-- START OF GIVEN INFORMATION --
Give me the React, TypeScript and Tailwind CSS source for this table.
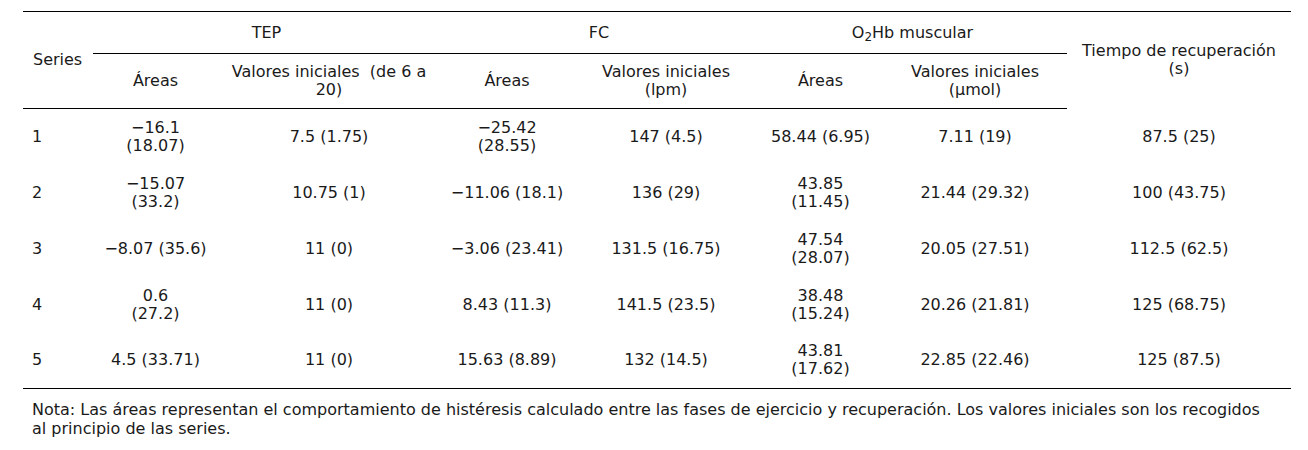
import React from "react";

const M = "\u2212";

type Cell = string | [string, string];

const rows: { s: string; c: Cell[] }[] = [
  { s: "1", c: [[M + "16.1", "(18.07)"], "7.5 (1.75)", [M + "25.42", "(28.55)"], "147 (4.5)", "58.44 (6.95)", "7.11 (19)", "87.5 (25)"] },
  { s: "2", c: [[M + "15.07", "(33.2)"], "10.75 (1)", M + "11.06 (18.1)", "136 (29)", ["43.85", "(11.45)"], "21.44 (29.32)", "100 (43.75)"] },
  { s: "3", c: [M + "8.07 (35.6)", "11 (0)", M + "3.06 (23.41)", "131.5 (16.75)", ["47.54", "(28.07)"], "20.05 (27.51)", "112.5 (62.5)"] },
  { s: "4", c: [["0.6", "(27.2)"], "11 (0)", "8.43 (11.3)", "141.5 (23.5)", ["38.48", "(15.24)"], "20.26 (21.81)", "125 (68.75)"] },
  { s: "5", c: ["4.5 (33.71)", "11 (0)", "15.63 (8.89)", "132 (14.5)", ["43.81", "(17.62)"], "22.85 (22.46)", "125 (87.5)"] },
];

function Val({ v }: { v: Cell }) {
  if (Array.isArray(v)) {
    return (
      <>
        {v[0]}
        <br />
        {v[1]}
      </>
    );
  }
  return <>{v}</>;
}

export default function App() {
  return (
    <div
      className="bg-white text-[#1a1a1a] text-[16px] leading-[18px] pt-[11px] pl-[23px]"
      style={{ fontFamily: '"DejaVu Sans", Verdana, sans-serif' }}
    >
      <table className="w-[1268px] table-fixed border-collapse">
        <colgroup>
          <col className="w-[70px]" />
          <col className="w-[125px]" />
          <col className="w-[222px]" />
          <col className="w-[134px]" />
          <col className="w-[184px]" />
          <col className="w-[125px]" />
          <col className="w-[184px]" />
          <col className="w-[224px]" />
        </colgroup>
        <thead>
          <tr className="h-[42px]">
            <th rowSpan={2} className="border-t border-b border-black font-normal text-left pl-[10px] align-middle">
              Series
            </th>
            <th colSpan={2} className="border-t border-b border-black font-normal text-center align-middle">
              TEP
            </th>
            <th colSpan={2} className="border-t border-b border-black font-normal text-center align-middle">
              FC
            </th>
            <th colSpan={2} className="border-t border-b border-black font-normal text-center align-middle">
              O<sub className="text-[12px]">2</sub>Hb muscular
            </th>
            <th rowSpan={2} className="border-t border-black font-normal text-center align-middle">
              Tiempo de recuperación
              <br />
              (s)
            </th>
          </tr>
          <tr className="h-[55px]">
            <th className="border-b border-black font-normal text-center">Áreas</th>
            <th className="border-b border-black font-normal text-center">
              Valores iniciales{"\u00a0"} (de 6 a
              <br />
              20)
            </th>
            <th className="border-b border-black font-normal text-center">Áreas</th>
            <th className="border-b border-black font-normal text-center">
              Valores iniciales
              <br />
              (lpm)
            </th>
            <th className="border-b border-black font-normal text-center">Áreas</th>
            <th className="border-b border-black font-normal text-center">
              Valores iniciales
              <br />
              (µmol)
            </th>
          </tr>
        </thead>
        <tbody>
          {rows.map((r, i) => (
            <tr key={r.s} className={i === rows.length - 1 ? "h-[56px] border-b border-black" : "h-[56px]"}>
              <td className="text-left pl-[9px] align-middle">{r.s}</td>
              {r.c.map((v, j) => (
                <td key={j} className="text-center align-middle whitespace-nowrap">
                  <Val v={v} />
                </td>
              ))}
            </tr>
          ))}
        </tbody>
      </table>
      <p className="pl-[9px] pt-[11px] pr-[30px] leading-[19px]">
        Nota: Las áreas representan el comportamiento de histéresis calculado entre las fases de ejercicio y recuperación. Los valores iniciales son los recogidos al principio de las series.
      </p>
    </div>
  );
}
-- END OF GIVEN INFORMATION --
- **WRITTEN REQUEST**: Give the data above again in full and unchanged, skipping the pictures.

- **REPLY TO THE EXERCISE**:
Give me the React, TypeScript and Tailwind CSS source for this table.
import React from "react";

const M = "\u2212";

type Cell = string | [string, string];

const rows: { s: string; c: Cell[] }[] = [
  { s: "1", c: [[M + "16.1", "(18.07)"], "7.5 (1.75)", [M + "25.42", "(28.55)"], "147 (4.5)", "58.44 (6.95)", "7.11 (19)", "87.5 (25)"] },
  { s: "2", c: [[M + "15.07", "(33.2)"], "10.75 (1)", M + "11.06 (18.1)", "136 (29)", ["43.85", "(11.45)"], "21.44 (29.32)", "100 (43.75)"] },
  { s: "3", c: [M + "8.07 (35.6)", "11 (0)", M + "3.06 (23.41)", "131.5 (16.75)", ["47.54", "(28.07)"], "20.05 (27.51)", "112.5 (62.5)"] },
  { s: "4", c: [["0.6", "(27.2)"], "11 (0)", "8.43 (11.3)", "141.5 (23.5)", ["38.48", "(15.24)"], "20.26 (21.81)", "125 (68.75)"] },
  { s: "5", c: ["4.5 (33.71)", "11 (0)", "15.63 (8.89)", "132 (14.5)", ["43.81", "(17.62)"], "22.85 (22.46)", "125 (87.5)"] },
];

function Val({ v }: { v: Cell }) {
  if (Array.isArray(v)) {
    return (
      <>
        {v[0]}
        <br />
        {v[1]}
      </>
    );
  }
  return <>{v}</>;
}

export default function App() {
  return (
    <div
      className="bg-white text-[#1a1a1a] text-[16px] leading-[18px] pt-[11px] pl-[23px]"
      style={{ fontFamily: '"DejaVu Sans", Verdana, sans-serif' }}
    >
      <table className="w-[1268px] table-fixed border-collapse">
        <colgroup>
          <col className="w-[70px]" />
          <col className="w-[125px]" />
          <col className="w-[222px]" />
          <col className="w-[134px]" />
          <col className="w-[184px]" />
          <col className="w-[125px]" />
          <col className="w-[184px]" />
          <col className="w-[224px]" />
        </colgroup>
        <thead>
          <tr className="h-[42px]">
            <th rowSpan={2} className="border-t border-b border-black font-normal text-left pl-[10px] align-middle">
              Series
            </th>
            <th colSpan={2} className="border-t border-b border-black font-normal text-center align-middle">
              TEP
            </th>
            <th colSpan={2} className="border-t border-b border-black font-normal text-center align-middle">
              FC
            </th>
            <th colSpan={2} className="border-t border-b border-black font-normal text-center align-middle">
              O<sub className="text-[12px]">2</sub>Hb muscular
            </th>
            <th rowSpan={2} className="border-t border-black font-normal text-center align-middle">
              Tiempo de recuperación
              <br />
              (s)
            </th>
          </tr>
          <tr className="h-[55px]">
            <th className="border-b border-black font-normal text-center">Áreas</th>
            <th className="border-b border-black font-normal text-center">
              Valores iniciales{"\u00a0"} (de 6 a
              <br />
              20)
            </th>
            <th className="border-b border-black font-normal text-center">Áreas</th>
            <th className="border-b border-black font-normal text-center">
              Valores iniciales
              <br />
              (lpm)
            </th>
            <th className="border-b border-black font-normal text-center">Áreas</th>
            <th className="border-b border-black font-normal text-center">
              Valores iniciales
              <br />
              (µmol)
            </th>
          </tr>
        </thead>
        <tbody>
          {rows.map((r, i) => (
            <tr key={r.s} className={i === rows.length - 1 ? "h-[56px] border-b border-black" : "h-[56px]"}>
              <td className="text-left pl-[9px] align-middle">{r.s}</td>
              {r.c.map((v, j) => (
                <td key={j} className="text-center align-middle whitespace-nowrap">
                  <Val v={v} />
                </td>
              ))}
            </tr>
          ))}
        </tbody>
      </table>
      <p className="pl-[9px] pt-[11px] pr-[30px] leading-[19px]">
        Nota: Las áreas representan el comportamiento de histéresis calculado entre las fases de ejercicio y recuperación. Los valores iniciales son los recogidos al principio de las series.
      </p>
    </div>
  );
}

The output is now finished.